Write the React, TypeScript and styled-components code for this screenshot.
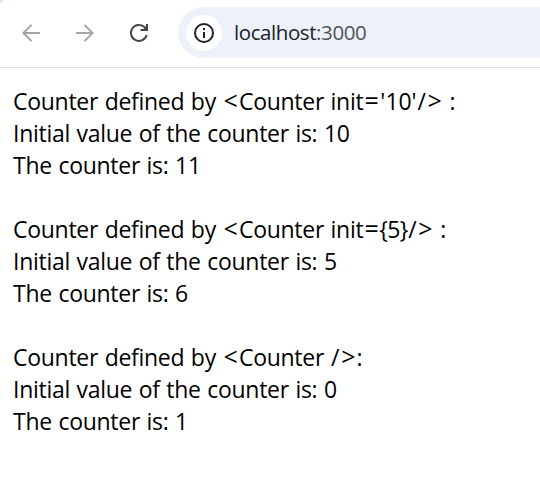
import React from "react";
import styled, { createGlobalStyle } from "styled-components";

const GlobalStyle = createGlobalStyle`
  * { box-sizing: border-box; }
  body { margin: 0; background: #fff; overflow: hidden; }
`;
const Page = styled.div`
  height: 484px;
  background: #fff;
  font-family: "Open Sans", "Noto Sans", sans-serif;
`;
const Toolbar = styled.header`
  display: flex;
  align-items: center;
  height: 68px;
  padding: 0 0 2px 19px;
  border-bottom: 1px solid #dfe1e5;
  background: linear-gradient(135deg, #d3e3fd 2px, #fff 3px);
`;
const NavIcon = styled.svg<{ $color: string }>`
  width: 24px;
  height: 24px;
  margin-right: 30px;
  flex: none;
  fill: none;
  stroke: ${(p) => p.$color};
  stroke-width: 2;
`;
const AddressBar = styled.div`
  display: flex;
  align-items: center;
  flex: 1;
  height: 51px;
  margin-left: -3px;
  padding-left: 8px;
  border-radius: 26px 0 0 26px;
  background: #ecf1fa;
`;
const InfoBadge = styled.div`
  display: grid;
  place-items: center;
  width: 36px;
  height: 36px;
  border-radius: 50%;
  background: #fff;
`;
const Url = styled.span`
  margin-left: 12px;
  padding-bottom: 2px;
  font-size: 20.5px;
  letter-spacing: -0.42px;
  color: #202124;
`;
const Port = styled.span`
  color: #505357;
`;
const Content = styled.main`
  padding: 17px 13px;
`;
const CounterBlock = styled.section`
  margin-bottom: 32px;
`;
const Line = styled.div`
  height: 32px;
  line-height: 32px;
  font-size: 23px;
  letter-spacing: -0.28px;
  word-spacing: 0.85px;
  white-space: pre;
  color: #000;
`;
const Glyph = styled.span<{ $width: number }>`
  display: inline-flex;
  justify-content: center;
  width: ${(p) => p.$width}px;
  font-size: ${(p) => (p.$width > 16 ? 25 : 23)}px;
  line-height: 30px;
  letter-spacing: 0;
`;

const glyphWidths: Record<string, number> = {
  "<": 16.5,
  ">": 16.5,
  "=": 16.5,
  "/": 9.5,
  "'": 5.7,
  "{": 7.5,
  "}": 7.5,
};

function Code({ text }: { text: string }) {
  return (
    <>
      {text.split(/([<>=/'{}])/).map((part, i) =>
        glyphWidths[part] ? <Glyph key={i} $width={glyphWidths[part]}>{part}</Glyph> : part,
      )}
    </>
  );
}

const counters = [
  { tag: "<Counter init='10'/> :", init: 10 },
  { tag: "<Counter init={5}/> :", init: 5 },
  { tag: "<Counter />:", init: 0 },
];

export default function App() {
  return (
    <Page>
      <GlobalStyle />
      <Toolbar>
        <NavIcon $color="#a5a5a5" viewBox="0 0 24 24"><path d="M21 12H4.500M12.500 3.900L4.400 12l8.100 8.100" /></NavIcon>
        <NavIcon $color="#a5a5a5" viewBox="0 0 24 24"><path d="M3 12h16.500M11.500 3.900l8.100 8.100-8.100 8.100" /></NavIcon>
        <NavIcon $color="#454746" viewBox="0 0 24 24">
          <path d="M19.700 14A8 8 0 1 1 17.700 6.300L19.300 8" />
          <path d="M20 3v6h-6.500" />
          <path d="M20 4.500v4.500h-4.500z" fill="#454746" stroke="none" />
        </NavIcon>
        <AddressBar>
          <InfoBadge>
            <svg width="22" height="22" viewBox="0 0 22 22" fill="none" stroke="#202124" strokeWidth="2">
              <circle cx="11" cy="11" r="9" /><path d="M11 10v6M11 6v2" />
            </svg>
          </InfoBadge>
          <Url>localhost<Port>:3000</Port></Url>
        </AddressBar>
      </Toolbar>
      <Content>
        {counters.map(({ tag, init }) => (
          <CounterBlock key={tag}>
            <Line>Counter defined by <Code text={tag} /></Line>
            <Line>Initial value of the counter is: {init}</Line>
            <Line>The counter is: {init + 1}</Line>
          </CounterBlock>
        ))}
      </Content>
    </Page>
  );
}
==
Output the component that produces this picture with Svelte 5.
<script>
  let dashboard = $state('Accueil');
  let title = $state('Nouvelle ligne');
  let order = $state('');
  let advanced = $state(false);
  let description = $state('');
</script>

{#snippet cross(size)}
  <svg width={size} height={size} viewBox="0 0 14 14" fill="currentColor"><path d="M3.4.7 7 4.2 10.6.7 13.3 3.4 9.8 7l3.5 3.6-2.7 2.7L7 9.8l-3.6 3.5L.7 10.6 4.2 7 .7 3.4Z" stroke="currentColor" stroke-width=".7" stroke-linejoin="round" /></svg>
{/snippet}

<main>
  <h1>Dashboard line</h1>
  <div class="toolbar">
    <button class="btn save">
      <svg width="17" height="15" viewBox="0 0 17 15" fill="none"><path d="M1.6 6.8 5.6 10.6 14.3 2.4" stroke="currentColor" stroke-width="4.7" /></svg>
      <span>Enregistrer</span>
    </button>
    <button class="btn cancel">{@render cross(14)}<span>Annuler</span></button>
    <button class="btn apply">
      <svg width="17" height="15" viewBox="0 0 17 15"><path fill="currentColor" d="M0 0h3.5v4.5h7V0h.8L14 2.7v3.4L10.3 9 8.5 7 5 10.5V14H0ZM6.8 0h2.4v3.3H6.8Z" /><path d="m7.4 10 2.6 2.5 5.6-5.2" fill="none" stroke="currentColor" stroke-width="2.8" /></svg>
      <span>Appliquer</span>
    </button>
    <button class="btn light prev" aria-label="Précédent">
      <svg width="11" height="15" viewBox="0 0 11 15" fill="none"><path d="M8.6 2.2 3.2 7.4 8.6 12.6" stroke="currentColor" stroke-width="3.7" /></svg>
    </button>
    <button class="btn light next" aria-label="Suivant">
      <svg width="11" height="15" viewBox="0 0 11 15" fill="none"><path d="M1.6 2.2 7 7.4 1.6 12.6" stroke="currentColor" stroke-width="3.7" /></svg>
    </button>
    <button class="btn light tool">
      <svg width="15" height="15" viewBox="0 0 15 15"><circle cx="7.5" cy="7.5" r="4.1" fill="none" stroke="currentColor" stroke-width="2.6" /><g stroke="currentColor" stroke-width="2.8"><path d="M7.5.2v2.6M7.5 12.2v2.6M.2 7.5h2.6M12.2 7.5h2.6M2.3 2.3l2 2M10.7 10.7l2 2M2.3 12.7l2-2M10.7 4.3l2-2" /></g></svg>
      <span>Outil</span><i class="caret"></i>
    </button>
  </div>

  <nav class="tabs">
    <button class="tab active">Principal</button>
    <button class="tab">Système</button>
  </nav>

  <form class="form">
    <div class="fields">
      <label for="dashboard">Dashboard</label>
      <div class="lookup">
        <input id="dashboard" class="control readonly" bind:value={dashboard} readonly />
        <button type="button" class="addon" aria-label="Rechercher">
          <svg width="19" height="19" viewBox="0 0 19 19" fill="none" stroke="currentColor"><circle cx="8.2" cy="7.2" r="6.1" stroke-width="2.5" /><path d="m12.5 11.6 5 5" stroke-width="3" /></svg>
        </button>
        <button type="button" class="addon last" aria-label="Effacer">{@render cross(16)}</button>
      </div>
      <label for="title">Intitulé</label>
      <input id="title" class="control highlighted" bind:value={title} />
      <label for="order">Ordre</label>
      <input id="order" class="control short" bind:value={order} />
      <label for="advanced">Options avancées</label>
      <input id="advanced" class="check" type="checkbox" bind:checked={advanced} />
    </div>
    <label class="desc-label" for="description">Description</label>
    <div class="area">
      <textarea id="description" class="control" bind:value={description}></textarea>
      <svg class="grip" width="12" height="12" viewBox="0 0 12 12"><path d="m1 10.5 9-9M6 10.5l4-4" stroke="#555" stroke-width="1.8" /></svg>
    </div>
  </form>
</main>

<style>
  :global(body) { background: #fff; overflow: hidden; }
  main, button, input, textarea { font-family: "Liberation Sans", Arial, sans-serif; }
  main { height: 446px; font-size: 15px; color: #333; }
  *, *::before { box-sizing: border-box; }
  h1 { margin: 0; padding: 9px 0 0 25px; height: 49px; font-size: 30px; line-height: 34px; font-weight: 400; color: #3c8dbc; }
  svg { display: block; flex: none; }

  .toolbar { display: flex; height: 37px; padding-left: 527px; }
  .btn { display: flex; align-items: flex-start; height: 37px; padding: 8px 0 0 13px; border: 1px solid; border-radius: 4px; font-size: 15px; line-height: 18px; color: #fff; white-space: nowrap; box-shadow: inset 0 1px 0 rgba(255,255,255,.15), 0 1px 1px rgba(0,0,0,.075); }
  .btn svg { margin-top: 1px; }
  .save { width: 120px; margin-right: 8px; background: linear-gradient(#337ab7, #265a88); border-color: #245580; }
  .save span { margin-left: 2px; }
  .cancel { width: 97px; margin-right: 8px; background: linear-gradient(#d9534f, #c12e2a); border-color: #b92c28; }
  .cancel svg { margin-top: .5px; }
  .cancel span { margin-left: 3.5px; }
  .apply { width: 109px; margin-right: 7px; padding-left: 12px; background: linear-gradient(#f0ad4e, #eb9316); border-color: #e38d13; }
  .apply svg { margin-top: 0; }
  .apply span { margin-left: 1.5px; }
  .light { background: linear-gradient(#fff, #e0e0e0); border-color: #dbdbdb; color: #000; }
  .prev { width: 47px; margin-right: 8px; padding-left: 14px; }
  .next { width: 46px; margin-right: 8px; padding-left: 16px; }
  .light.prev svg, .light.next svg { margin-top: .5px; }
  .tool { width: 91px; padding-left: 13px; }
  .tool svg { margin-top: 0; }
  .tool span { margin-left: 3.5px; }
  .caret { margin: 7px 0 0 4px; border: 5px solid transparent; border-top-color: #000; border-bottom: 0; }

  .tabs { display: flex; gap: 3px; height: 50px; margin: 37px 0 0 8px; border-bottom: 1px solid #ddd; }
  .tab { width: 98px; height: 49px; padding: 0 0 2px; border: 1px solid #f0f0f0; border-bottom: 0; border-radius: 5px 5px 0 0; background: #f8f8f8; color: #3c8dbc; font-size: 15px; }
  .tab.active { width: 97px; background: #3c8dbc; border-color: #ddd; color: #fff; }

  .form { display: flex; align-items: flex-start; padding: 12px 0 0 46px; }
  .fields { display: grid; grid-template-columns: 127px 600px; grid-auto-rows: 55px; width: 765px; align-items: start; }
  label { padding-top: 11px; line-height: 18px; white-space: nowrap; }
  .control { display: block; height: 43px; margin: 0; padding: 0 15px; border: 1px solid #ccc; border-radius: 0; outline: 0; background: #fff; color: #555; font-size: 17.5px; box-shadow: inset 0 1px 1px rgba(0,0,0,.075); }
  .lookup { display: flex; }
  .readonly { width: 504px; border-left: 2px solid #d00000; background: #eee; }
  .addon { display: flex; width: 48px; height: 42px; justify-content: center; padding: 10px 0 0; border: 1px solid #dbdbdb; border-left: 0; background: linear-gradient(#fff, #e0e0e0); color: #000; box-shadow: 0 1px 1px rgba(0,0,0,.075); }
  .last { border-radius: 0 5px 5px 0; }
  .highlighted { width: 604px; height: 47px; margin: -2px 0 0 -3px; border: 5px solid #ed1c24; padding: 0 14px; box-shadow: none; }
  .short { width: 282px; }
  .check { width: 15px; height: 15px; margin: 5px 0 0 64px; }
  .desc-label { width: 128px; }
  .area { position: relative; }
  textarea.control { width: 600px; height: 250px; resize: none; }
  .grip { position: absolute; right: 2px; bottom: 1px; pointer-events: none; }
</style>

◆ Your task
Gather each line of the listing containing the word "React" and show it.

◆ Reply
Write the React, TypeScript and styled-components code for this screenshot.
import React from "react";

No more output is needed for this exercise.